## Objective
Locate all lines with the word "styles". Copy them.

## Data section
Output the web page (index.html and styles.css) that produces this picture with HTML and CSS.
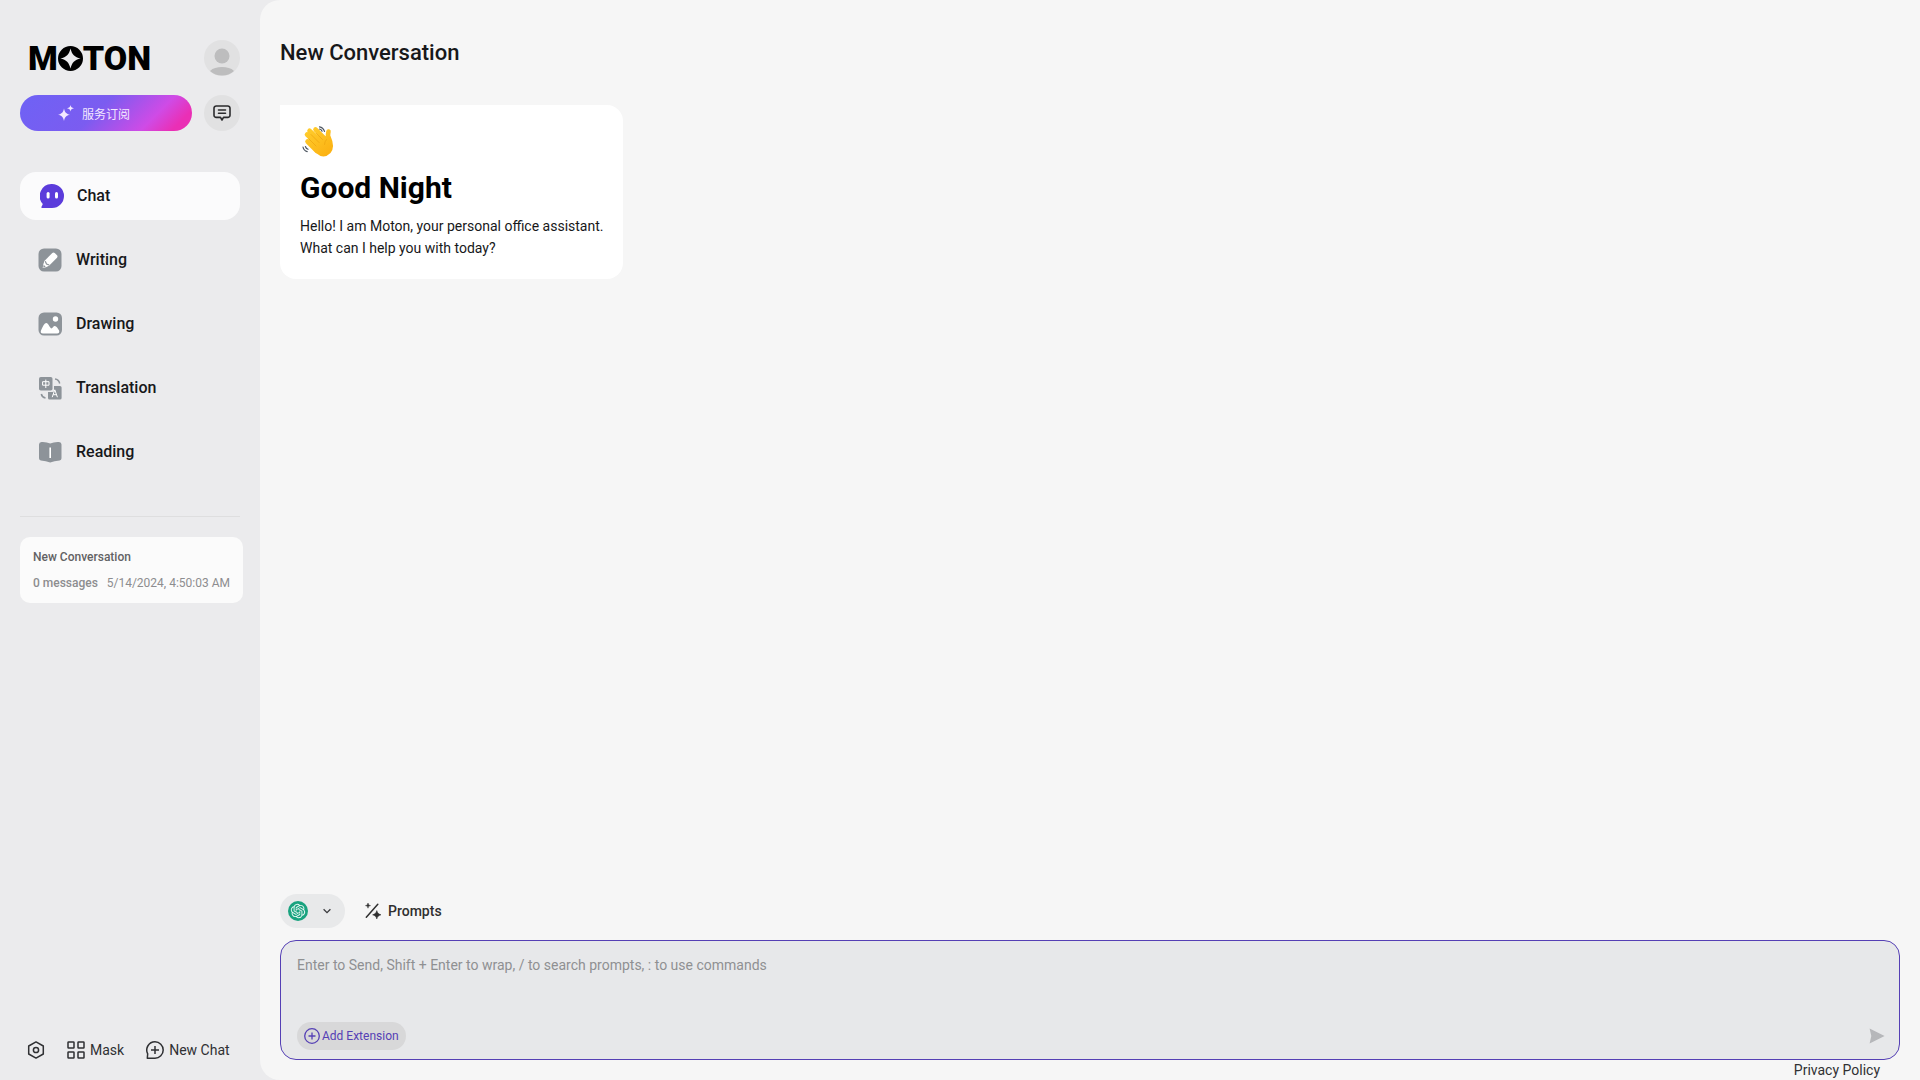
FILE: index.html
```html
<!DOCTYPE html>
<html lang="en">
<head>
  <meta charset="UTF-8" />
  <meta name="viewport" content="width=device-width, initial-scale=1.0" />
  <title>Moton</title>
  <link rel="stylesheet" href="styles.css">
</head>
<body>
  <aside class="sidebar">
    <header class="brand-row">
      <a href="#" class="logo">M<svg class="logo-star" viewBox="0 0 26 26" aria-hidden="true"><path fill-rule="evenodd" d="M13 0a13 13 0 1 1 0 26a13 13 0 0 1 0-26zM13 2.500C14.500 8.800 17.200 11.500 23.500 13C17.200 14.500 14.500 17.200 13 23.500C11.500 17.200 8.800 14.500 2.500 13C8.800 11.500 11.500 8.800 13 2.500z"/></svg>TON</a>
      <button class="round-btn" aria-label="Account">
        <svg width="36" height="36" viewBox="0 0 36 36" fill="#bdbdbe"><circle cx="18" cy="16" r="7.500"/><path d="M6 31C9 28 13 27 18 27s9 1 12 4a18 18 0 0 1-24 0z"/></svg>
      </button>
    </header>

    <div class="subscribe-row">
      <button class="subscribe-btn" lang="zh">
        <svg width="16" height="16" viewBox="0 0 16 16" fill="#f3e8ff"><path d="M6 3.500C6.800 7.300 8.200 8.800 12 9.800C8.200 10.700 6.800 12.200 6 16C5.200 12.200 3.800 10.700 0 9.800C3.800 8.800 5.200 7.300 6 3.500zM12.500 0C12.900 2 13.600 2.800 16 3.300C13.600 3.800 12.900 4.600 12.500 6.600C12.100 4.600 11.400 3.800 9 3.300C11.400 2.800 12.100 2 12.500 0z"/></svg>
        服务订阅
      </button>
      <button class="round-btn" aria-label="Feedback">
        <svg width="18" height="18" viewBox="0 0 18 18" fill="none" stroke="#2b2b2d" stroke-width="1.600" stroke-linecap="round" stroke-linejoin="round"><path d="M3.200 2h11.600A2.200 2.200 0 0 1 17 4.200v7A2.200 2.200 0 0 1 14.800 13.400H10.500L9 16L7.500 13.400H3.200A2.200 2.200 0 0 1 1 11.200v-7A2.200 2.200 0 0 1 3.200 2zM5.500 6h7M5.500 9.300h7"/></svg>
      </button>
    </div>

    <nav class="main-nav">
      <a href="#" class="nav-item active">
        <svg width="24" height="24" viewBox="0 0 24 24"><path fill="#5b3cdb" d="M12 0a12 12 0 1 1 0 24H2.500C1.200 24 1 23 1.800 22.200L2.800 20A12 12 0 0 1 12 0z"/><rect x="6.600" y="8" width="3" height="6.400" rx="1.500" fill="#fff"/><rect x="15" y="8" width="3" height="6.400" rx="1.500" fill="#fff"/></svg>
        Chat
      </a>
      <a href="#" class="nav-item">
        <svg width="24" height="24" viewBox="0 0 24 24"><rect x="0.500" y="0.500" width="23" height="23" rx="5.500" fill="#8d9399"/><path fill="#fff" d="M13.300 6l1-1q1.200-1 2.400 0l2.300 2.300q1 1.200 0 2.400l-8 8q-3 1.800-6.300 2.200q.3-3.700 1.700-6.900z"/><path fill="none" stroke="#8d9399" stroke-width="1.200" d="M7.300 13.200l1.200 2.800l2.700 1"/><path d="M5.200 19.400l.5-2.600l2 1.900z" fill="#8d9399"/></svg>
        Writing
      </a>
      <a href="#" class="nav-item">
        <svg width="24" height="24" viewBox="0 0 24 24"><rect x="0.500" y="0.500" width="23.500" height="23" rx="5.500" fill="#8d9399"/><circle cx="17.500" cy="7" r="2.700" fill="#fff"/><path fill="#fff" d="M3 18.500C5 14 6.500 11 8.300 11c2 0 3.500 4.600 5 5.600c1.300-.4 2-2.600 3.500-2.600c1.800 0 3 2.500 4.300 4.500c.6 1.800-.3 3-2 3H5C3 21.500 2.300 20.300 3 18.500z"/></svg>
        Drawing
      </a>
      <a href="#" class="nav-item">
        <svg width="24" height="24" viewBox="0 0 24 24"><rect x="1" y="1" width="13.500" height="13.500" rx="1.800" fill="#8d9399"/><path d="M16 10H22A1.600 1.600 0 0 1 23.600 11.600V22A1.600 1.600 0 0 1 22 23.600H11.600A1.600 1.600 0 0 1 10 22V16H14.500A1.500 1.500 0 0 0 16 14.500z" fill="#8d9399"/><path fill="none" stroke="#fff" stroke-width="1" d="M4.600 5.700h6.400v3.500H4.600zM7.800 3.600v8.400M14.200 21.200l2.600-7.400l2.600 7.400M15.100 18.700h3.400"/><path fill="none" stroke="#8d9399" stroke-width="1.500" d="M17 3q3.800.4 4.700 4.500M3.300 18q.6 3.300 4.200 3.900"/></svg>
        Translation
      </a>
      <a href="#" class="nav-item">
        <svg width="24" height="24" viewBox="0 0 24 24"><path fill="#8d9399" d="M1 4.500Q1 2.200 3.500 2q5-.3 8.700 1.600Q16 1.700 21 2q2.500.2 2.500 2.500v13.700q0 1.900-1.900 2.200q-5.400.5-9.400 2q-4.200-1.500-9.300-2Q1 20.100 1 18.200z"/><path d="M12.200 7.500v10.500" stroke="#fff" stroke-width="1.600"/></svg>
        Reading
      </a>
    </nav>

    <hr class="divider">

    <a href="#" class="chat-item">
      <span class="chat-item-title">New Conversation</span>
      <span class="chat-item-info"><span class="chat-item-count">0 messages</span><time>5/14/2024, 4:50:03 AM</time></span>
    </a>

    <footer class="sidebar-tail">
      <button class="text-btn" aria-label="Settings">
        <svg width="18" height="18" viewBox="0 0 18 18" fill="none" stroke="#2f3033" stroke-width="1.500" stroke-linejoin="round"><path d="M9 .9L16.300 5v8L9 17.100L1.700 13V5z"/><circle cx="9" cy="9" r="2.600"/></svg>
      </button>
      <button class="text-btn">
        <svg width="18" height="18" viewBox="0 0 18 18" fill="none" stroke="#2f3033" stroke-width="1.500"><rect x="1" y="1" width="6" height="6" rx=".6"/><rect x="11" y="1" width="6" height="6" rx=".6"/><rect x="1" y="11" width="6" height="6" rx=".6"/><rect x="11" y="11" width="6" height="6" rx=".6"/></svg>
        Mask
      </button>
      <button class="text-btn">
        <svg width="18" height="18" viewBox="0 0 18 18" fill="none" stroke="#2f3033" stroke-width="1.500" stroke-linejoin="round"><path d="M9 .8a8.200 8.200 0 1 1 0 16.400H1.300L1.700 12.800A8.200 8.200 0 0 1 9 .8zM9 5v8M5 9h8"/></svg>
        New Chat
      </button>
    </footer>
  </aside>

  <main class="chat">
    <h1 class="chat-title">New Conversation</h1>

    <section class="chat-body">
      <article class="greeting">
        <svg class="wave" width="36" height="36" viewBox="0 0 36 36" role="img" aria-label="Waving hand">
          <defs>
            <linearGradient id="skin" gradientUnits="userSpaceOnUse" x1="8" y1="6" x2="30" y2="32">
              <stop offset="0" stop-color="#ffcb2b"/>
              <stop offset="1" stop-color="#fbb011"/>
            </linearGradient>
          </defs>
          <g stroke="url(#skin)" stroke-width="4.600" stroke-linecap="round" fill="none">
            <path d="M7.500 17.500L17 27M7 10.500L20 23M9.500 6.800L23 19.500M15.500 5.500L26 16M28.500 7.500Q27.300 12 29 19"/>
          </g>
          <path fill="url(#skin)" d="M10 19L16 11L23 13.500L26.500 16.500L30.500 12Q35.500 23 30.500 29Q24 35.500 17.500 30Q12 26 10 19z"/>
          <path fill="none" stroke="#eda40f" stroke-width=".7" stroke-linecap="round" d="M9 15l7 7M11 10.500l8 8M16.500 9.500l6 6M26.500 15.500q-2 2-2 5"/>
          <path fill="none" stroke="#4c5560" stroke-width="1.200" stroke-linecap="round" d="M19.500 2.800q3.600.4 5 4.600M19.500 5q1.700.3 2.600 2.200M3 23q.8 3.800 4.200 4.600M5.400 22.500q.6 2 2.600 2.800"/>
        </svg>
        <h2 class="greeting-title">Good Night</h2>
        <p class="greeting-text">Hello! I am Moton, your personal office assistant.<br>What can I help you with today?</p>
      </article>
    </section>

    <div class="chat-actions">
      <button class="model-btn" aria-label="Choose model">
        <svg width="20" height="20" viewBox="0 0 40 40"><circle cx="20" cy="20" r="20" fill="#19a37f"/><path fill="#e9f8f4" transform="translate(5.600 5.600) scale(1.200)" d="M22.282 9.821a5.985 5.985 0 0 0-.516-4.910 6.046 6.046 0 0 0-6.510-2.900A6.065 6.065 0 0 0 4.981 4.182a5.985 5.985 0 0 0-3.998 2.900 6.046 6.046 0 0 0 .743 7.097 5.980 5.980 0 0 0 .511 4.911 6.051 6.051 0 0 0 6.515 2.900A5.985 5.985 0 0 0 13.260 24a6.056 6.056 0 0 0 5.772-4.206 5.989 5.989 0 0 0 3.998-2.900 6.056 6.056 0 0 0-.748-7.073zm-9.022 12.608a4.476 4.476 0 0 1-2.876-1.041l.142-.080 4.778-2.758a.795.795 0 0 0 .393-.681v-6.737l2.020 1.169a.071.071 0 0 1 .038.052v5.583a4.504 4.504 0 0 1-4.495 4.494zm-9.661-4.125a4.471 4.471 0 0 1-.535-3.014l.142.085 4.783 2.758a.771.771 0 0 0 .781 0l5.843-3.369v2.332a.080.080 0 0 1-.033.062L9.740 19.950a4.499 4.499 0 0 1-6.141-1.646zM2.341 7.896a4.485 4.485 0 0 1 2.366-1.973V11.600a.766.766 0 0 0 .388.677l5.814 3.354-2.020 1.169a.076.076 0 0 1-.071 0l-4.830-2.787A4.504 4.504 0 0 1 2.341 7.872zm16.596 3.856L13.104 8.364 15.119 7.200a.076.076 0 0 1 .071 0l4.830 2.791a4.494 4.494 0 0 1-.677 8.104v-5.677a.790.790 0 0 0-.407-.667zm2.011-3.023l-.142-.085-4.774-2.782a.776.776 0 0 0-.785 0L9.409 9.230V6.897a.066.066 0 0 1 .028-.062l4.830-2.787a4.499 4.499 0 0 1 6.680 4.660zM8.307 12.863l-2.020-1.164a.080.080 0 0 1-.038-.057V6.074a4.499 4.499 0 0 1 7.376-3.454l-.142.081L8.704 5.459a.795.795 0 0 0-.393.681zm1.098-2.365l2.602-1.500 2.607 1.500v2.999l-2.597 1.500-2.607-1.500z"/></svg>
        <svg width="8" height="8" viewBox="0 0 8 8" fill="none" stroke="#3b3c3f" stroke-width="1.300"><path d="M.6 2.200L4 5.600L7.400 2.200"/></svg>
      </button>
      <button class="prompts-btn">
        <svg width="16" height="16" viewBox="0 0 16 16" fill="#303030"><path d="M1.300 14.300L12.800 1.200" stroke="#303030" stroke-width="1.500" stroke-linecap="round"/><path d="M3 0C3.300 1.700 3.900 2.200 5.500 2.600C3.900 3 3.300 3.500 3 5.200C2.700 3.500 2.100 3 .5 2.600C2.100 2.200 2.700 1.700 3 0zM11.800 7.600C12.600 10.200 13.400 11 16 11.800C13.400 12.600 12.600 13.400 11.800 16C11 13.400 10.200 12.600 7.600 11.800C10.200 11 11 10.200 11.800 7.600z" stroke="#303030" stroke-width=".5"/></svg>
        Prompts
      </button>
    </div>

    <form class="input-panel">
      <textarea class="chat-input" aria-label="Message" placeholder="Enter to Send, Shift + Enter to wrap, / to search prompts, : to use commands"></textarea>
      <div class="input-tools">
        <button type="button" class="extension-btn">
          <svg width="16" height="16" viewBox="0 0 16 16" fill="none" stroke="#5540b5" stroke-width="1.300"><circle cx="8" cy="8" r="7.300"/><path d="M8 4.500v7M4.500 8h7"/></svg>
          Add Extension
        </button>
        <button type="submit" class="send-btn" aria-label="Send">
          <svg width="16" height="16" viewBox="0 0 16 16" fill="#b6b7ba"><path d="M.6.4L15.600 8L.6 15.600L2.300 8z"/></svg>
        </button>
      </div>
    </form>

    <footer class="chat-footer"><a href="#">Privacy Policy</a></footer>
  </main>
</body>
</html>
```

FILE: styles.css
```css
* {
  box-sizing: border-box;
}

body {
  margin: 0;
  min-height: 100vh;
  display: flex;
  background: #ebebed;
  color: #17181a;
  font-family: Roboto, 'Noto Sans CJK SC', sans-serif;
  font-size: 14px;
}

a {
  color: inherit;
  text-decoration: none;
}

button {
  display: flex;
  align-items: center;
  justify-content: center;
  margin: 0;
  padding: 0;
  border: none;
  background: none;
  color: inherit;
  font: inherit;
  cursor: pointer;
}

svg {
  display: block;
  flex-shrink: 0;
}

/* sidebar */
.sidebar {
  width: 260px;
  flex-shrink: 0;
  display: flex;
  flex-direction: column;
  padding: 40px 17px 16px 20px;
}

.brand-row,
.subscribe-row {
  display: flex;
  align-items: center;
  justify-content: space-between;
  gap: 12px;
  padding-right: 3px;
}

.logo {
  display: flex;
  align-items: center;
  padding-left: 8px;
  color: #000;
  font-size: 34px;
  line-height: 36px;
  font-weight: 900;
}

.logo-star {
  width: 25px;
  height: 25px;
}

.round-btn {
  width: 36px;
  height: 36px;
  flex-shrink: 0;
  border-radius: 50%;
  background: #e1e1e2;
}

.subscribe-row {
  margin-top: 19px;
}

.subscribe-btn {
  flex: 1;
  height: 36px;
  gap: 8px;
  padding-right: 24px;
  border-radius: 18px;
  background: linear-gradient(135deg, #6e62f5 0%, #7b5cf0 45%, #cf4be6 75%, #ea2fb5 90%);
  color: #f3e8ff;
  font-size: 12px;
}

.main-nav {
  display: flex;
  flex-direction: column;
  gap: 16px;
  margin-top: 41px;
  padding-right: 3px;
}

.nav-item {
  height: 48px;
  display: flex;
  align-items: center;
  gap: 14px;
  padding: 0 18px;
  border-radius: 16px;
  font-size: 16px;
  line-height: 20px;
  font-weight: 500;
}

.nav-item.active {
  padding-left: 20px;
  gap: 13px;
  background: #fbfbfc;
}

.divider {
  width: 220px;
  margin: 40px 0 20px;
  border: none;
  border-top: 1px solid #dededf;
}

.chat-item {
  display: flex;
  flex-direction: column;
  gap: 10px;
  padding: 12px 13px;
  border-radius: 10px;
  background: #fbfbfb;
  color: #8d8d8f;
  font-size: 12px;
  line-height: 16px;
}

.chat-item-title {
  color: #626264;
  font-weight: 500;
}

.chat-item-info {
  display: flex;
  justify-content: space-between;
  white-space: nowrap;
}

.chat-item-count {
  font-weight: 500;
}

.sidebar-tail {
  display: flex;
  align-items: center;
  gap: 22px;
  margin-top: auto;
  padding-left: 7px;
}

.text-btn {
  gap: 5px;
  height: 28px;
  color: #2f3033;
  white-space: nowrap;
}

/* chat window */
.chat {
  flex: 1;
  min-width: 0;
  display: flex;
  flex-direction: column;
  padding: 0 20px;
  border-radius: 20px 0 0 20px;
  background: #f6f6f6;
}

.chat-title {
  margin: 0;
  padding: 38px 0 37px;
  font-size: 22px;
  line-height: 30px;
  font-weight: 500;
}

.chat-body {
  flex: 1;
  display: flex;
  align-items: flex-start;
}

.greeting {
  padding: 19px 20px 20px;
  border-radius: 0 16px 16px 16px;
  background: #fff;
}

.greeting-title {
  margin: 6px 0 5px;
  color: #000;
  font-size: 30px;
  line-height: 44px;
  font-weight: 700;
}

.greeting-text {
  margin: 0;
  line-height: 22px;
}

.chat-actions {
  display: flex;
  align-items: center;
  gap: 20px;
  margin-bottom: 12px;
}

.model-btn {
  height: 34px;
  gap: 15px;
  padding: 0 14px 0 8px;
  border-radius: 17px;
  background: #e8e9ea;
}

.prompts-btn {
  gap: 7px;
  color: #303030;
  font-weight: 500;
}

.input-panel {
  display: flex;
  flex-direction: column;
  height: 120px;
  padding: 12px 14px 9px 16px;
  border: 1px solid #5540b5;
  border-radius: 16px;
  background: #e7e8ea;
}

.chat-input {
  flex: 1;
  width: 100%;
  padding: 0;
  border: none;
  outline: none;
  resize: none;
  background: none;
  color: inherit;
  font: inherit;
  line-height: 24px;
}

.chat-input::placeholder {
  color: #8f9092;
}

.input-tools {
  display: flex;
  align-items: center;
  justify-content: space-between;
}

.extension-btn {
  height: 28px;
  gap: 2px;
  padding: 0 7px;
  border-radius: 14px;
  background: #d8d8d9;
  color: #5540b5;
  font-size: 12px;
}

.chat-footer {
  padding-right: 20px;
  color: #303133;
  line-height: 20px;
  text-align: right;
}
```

## Result for this exercise
Output the web page (index.html and styles.css) that produces this picture with HTML and CSS.
  <link rel="stylesheet" href="styles.css">
FILE: styles.css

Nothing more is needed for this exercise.